Matching would be greatly simplified if the matching network presented a negative capacitor to the load. The reactance normalized to \(54.06\:\Omega\) versus frequency of the required negative capacitance (of capacitance \(−294\text{ fF}\)) is shown as the curve identified as \(−C\) in Figure \(\PageIndex{1}\)(d). At the normalized frequency \(\overline{f} = 1\) (frequency normalized to \(10\text{ GHz}\)) the slope of this curve is \(−1\). A circuit that approximates this over a moderate bandwidth is the broadband matching network shown in Figure \(\PageIndex{1}\)(b). To see how this is achieved, consider the input impedance of the circuit in Figure \(\PageIndex{1}\)(c).

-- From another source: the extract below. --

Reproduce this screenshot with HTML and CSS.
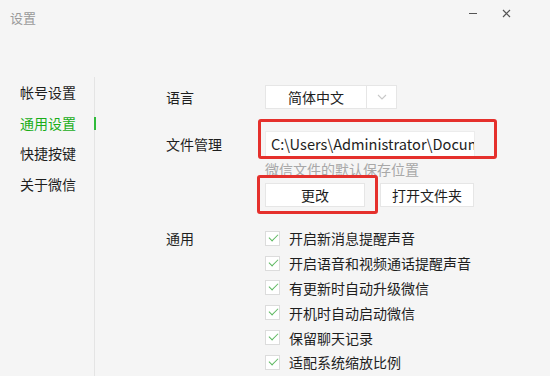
FILE: index.html
```html
<!DOCTYPE html>
<html lang="zh-CN">
<head>
    <meta charset="UTF-8">
    <title>设置</title>
    <link rel="stylesheet" href="styles.css">
</head>
<body>
    <div class="window">
        <div class="titlebar">
            <span class="title">设置</span>
            <span class="ctrl min"></span>
            <span class="ctrl close">
                <svg width="9" height="9" viewBox="0 0 9 9"><path d="M1 1L8 8M8 1L1 8" stroke="#555" stroke-width="1.2"/></svg>
            </span>
        </div>

        <div class="content">
            <ul class="sidebar">
                <li>帐号设置</li>
                <li class="active">通用设置</li>
                <li>快捷按键</li>
                <li>关于微信</li>
            </ul>

            <div class="main">
                <div class="row">
                    <div class="label">语言</div>
                    <div class="select">
                        <span class="select-text">简体中文</span>
                        <span class="select-arrow">
                            <svg width="10" height="6" viewBox="0 0 10 6"><path d="M1 1L5 5L9 1" fill="none" stroke="#c8c8c8" stroke-width="1.1"/></svg>
                        </span>
                    </div>
                </div>

                <div class="row row-file">
                    <div class="label">文件管理</div>
                    <div class="path">C:\Users\Administrator\Documents\WeChat Files</div>
                </div>
                <div class="hint">微信文件的默认保存位置</div>
                <div class="buttons">
                    <button class="btn btn-change">更改</button>
                    <button class="btn btn-open">打开文件夹</button>
                </div>

                <div class="row row-general">
                    <div class="label">通用</div>
                    <ul class="checks">
                        <li><span class="box"></span>开启新消息提醒声音</li>
                        <li><span class="box"></span>开启语音和视频通话提醒声音</li>
                        <li><span class="box"></span>有更新时自动升级微信</li>
                        <li><span class="box"></span>开机时自动启动微信</li>
                        <li><span class="box"></span>保留聊天记录</li>
                        <li><span class="box"></span>适配系统缩放比例</li>
                    </ul>
                </div>
            </div>
        </div>

        <div class="mark mark-path"></div>
        <div class="mark mark-change"></div>
    </div>
</body>
</html>
```

FILE: styles.css
```css
* { box-sizing: border-box; }
body { margin: 0; font-family: "Noto Sans CJK SC", "Noto Sans", sans-serif; font-size: 14px; color: #1e1e1e; }
.window { position: relative; width: 550px; height: 376px; background: #f5f5f5; overflow: hidden; }

.titlebar { display: flex; align-items: center; height: 32px; padding: 0 10px; }
.title { font-size: 13px; color: #9a9a9a; margin-top: 2px; }
.ctrl { display: flex; align-items: center; justify-content: center; height: 20px; }
.min { margin-left: auto; width: 8px; margin-right: 25px; margin-top: -6px; }
.min::before { content: ""; display: block; width: 8px; height: 1px; background: #555; }
.close { width: 9px; margin-right: 29px; margin-top: -5px; }

.content { display: flex; padding-top: 45px; height: 376px; }
.sidebar { list-style: none; margin: 0; padding: 0; width: 95px; border-right: 1px solid #e4e4e4; }
.sidebar li { position: relative; padding-left: 20px; line-height: 30.5px; }
.sidebar li.active { color: #1aad19; }
.sidebar li.active::after { content: ""; position: absolute; right: -2px; top: 9px; width: 2px; height: 13px; background: #2fbb3a; }

.main { padding: 8px 0 0 71px; flex: 1; }
.row { display: flex; align-items: center; }
.label { width: 99px; flex: none; }

.select { display: flex; height: 24px; width: 132px; background: #fff; border: 1px solid #e6e6e6; }
.select-text { width: 101px; text-align: center; line-height: 22px; border-right: 1px solid #e6e6e6; }
.select-arrow { flex: 1; display: flex; align-items: center; justify-content: center; }

.row-file { margin-top: 22px; }
.path { width: 210px; height: 26px; background: #fff; border: 1px solid #ececec; padding-left: 5px; font-size: 14.6px; line-height: 24px; white-space: nowrap; overflow: hidden; }
.hint { margin: 2px 0 0 99px; line-height: 20px; color: #a8a8a8; }

.buttons { display: flex; gap: 15px; margin: 4px 0 0 99px; }
.btn { height: 24px; background: #fff; border: 1px solid #e6e6e6; font-family: inherit; font-size: 14px; color: #1e1e1e; padding: 0; }
.btn-change { width: 100px; }
.btn-open { width: 94px; }

.row-general { align-items: flex-start; margin-top: 19px; }
.row-general .label { line-height: 24.8px; }
.checks { list-style: none; margin: 0; padding: 0; }
.checks li { display: flex; align-items: center; height: 24.8px; }
.box { position: relative; width: 15px; height: 15px; margin-right: 9px; background: #fff; border: 1px solid #dcdcdc; }
.box::after { content: ""; position: absolute; left: 3px; top: 2px; width: 8px; height: 4px; border-left: 1px solid #5cb85f; border-bottom: 1px solid #5cb85f; transform: rotate(-45deg); }

.mark { position: absolute; border: 3px solid #e5302c; border-radius: 3px; }
.mark-path { left: 258px; top: 119px; width: 239px; height: 40px; }
.mark-change { left: 257px; top: 175px; width: 121px; height: 39px; }
```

The reactance of the parallel \(\text{LC}\) subcircuit is shown in Figure \(\PageIndex{1}\)(d) as the curve labeled \(C_{1}\parallel L_{1}\). At \(\hat{f} = 1\) this reactance has a slope of \(−2\) and adding a series inductor, \(L_{2}\), (having the reactance curve \(L_{2}\) in Figure \(\PageIndex{1}\)(d)) results in a reactance \(x\), see Figure \(\PageIndex{1}\)(d), which does have a slope of \(−1\) at \(\hat{f} = 1\). Thus the total reactance, \(x\), closely matches the reactance of a negative capacitor over a limited, but still broad, bandwidth. The other part
Figure \(\PageIndex{2}\): Broadband and narrowband matching networks with \(\Gamma_{\text{in}}\) of both networks and \(S_{22}\) of the broadband network shown with the the locus of the ideal conjugate match (identified as the locus of negative capacitor). In (a) \(\ell_{1} = 0.048\lambda,\:\ell_{2} = 0.020\lambda,\:\ell_{3} = 0.060\lambda,\) and \(\ell_{4} = 0.117\lambda\) at \(10\text{ GHz}\). In (b) a \(50\:\Omega\) Smith chart is used.

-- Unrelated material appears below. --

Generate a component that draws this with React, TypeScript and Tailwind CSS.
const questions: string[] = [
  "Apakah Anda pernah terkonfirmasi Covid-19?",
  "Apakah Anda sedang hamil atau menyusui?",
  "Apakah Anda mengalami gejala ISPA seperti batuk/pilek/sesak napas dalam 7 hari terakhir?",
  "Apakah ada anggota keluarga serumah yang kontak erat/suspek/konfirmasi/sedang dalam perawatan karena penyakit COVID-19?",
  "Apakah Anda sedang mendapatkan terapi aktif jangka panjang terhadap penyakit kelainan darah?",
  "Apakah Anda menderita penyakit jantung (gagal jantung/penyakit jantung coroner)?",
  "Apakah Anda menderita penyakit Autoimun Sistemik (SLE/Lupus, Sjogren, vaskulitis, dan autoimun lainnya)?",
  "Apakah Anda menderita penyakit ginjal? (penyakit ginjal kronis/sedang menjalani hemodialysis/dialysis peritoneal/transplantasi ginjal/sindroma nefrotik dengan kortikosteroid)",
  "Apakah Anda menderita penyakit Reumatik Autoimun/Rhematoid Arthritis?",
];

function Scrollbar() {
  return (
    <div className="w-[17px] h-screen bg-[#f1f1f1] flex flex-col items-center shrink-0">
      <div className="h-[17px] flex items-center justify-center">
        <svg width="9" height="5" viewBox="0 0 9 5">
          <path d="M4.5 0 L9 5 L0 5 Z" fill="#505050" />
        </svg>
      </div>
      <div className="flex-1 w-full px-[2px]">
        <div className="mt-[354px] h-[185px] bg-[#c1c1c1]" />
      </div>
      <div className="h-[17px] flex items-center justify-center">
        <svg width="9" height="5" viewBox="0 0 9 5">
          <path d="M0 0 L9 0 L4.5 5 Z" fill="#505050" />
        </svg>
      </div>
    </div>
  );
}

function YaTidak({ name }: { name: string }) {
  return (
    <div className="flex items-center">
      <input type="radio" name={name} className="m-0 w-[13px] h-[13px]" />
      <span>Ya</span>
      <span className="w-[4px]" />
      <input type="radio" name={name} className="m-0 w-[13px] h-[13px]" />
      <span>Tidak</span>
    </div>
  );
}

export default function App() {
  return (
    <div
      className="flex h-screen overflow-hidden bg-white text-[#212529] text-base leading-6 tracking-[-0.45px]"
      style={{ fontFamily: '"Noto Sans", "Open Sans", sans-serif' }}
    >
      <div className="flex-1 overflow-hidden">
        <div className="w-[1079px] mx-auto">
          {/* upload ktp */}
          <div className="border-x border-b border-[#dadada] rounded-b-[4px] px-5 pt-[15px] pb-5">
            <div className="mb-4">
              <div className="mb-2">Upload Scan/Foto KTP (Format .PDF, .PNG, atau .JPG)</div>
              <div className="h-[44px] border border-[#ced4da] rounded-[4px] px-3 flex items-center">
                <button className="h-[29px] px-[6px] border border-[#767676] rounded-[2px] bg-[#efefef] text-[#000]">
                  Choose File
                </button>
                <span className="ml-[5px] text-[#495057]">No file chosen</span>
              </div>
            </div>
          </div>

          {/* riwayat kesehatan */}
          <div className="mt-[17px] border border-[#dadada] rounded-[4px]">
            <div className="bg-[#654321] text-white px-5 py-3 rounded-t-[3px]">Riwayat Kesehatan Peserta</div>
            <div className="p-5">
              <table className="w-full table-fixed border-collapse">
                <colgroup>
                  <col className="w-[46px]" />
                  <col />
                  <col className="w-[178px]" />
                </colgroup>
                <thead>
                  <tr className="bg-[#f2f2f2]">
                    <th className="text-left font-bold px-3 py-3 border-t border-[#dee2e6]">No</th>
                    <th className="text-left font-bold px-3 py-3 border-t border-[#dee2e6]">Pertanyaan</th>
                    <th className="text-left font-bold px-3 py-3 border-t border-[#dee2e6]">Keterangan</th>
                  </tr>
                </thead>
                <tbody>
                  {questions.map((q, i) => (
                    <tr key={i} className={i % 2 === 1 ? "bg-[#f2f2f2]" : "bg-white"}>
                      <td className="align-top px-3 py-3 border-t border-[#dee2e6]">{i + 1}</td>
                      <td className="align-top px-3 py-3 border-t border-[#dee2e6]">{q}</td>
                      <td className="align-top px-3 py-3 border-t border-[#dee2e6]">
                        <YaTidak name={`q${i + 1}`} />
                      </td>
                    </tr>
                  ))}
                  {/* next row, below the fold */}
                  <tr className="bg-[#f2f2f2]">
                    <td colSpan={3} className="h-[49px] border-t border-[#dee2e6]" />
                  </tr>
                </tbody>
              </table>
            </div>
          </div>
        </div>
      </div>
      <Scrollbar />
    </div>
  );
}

of the matching problem is matching the source and load resistances and with appropriate choice of matching network values the resistance \(r\) (ideally \(22.9\:\Omega\) normalized to \(54.06\:\Omega\)) will be approximately constant in the matching region, see Figure \(\PageIndex{1}\)(e).

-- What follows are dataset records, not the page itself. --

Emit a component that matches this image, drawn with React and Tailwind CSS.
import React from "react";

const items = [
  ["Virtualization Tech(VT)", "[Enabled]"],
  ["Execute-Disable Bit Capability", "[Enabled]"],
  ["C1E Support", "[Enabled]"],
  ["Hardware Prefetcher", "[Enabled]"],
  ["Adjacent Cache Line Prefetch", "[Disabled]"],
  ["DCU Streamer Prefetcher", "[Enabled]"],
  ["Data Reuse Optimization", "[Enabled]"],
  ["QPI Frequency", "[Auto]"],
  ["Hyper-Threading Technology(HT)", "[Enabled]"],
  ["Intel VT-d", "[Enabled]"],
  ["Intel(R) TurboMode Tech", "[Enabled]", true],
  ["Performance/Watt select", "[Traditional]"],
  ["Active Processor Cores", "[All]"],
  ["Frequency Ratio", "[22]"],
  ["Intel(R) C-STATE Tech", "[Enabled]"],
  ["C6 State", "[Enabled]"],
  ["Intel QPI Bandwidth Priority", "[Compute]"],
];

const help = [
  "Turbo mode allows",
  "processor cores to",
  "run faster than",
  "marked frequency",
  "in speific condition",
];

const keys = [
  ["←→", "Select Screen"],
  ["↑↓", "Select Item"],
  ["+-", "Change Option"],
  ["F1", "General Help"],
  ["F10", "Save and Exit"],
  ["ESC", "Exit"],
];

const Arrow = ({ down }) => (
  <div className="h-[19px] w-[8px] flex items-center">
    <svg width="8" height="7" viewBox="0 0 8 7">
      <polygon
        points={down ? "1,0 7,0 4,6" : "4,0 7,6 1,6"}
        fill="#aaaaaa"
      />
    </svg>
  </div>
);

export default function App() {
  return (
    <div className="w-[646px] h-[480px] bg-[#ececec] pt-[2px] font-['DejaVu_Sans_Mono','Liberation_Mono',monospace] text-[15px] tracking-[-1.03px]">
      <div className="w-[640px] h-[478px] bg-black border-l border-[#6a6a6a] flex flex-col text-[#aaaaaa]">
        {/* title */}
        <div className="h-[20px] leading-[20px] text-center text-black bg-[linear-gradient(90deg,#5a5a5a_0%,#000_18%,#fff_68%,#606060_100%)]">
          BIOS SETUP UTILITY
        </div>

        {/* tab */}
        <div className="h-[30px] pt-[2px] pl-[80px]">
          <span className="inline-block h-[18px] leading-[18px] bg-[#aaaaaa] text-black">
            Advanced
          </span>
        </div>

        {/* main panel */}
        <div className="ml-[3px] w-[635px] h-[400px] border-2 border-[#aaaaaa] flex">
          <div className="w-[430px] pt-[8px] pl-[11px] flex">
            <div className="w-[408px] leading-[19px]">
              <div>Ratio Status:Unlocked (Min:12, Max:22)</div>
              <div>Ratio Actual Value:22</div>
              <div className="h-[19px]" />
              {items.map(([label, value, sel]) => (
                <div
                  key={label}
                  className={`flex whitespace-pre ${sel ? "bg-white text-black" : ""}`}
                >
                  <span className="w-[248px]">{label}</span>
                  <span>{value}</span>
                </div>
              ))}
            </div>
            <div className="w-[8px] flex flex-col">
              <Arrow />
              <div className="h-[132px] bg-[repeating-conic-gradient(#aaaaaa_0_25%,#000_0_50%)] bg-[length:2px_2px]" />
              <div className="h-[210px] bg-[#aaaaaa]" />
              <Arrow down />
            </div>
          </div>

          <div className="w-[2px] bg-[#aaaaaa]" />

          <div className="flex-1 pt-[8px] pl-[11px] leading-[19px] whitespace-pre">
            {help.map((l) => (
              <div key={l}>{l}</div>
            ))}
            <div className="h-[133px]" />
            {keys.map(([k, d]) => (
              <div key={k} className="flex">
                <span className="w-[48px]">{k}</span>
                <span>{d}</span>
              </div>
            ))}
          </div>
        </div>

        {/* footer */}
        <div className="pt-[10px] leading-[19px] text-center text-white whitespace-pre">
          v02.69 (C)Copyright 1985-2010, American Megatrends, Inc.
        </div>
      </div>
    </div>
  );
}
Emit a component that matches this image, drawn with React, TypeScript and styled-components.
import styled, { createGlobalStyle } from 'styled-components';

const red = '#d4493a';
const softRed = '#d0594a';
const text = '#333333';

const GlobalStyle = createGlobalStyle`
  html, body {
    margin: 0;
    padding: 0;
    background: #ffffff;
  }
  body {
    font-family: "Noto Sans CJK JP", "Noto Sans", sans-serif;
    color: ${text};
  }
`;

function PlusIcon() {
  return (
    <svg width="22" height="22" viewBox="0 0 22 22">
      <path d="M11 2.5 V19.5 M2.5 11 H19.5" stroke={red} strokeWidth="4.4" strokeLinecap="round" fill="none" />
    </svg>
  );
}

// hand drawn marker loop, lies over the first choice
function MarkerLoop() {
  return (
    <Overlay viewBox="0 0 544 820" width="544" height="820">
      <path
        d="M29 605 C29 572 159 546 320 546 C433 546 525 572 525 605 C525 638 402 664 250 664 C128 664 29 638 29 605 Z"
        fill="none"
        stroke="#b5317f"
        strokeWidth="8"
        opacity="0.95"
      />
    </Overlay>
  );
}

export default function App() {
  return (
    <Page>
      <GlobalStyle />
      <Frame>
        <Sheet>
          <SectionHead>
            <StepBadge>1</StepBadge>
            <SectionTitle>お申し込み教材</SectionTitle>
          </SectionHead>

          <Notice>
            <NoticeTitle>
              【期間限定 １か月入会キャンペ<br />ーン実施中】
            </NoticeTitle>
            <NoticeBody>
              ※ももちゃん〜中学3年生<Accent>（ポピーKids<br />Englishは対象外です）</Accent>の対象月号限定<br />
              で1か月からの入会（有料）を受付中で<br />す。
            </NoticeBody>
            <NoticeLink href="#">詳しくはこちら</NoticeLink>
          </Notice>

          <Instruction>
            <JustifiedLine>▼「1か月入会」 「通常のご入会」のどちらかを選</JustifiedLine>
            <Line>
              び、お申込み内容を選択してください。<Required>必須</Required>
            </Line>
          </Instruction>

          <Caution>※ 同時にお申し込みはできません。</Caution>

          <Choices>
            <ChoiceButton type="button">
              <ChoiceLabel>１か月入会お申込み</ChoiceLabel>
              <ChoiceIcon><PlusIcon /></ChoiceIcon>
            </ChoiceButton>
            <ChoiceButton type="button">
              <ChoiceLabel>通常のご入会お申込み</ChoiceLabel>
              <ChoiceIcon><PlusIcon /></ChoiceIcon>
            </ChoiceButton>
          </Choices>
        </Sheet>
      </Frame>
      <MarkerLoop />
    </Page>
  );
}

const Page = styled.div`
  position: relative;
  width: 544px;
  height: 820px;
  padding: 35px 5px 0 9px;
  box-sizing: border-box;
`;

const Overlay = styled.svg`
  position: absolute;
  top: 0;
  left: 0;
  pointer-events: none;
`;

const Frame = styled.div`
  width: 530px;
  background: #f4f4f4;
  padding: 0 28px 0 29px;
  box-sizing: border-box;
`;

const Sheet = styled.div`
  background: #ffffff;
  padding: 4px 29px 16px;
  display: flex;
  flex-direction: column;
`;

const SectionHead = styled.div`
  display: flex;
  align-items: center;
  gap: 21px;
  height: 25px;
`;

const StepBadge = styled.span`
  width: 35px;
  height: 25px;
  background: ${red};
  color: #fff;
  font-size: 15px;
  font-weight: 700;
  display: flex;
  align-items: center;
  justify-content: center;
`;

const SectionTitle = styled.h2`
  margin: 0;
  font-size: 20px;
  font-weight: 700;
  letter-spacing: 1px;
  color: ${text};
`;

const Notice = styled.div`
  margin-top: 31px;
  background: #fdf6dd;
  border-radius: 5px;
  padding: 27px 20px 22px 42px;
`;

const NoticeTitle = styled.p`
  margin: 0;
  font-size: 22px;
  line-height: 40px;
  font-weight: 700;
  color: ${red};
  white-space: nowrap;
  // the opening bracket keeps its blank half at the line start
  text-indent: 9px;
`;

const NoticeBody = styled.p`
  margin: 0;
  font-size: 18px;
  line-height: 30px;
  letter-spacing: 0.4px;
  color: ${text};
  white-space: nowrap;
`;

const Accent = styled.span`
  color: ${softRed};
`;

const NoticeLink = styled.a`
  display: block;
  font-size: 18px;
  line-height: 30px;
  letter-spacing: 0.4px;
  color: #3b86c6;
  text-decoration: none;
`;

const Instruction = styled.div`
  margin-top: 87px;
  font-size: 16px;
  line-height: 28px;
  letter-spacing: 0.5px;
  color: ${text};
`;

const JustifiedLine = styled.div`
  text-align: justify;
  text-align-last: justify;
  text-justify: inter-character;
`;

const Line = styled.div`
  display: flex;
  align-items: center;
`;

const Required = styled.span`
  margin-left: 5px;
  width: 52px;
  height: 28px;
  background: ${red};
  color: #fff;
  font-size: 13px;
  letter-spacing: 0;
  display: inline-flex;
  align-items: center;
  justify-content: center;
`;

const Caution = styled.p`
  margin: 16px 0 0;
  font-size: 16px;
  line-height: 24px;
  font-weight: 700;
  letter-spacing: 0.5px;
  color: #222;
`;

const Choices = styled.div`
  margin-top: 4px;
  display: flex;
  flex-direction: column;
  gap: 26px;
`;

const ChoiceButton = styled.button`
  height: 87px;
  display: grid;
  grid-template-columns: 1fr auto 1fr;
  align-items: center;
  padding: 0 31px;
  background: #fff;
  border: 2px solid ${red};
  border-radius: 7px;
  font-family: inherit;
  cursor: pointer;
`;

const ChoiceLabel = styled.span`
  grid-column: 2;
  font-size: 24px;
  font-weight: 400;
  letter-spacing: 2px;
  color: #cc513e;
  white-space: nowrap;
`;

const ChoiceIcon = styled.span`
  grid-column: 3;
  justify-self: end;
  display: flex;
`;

A microstrip realization centered at \(10\text{ GHz}\) of the broadband matching network concept is shown in Figure \(\PageIndex{2}\)(a). At Port \(\mathsf{1}\) is an open-circuited stub with a relatively short electrical length at \(10\text{ GHz}\) and so presents the capacitance \(C_{1}\). This is followed by a short section of line that separates the two stubs and provides an extra degree of freedom to be used in matching the source and load resistances. Then follows a short shorted stub that implements \(L_{1}\). This is followed by a short high-impedance line which introduces the series inductance \(L_{2}\) (see Section 2.4.5 of [6]). The performance of the matching network is shown in Figure \(\PageIndex{2}\)(c) where it is compared to that of a narrowband matching network. The narrowband network, shown in Figure \(\PageIndex{2}\)(b), is a conventional two-element matching network designed using the absorption method so that the \(294\text{ fF}\) capacitor is absorbed into the network but still requires an additional inductance \(L_{4}\) to compensate for the capacitance. The match of both the broadband and narrowband matching networks is ideal at \(10\text{ GHz}\). The \(\Gamma_{\text{in}}\) loci of the two networks are shown on a \(50\:\Omega\) Smith chart in Figure \(\PageIndex{2}\)(c).
The range of match for a maximum transmission loss of \(0.1\text{ dB}\) is from \(9.04\text{ GHz}\) to \(11.53\text{ GHz}\) (a \(2.49\text{ GHz}\) bandwidth) for the broadband network and \(9.47\text{ GHz}\) to \(10.62\text{ GHz}\) (a \(1.15\text{ GHz}\) bandwidth) for the narrowband network. Using a \(0.5\text{ dB}\) bandwidth criterion the bandwidth of the region of match for the broadband microstrip network is \(8.13\text{ GHz}\) to \(12.95\text{ GHz}\) (a \(4.82\text{ GHz}\) bandwidth) and the narrowband network has a passband from \(8.54\text{ GHz}\) to \(12.34\text{ GHz}\) (a \(3.80\text{ GHz}\) bandwidth).
Also plotted in Figure \(\PageIndex{2}\)(c) is \(S_{22}\) of the broadband microstrip network and from this the reason why a good match is achieved can be seen. Typically the reflection coefficient locus of simple networks rotates clockwise on the Smith chart with increasing frequency. For a small frequency range near the center match frequency \(S_{22}\) has a loop and effectively rotates in the counterclockwise direction approximating the locus of a negative capacitor. Such a behavior is obtained in the lumped element version of the broadband network by the resonance of \(L_{1},\: C_{1},\) and \(L_{2}\). A very good match is therefor possible over a small frequency range. The good match is obtained over about half an octave (of frequency) and this is typically the best that can be achieved when matching to the inputs and outputs of microwave transistors. The microstrip broadband matching network has a finite length and width. Including the widths as well as the lengths of the lines, the broadband matching network has a width and length of \(0.11\:\lambda\), considerably less than that of a quarter-wave transformer used to match resistive source and load impedances when they are resistive but not when the load has a large reactance as here.
7.7.2 Summary
The broadband matching concept presented in this section is using resonance to present an impedance to a load or source that rotates in the counterclockwise direction (with respect to frequency) on a Smith chart. This is achievable only over a moderate bandwidth and typically half-octave bandwidths are regarded as the limit of what can be achieved when matching to a load that is more reactive than resistive. There are techniques also that are sometimes able to achieve broader effective matches by incorporating the parasitic reactances of a device to be matched into a distributed transmission line.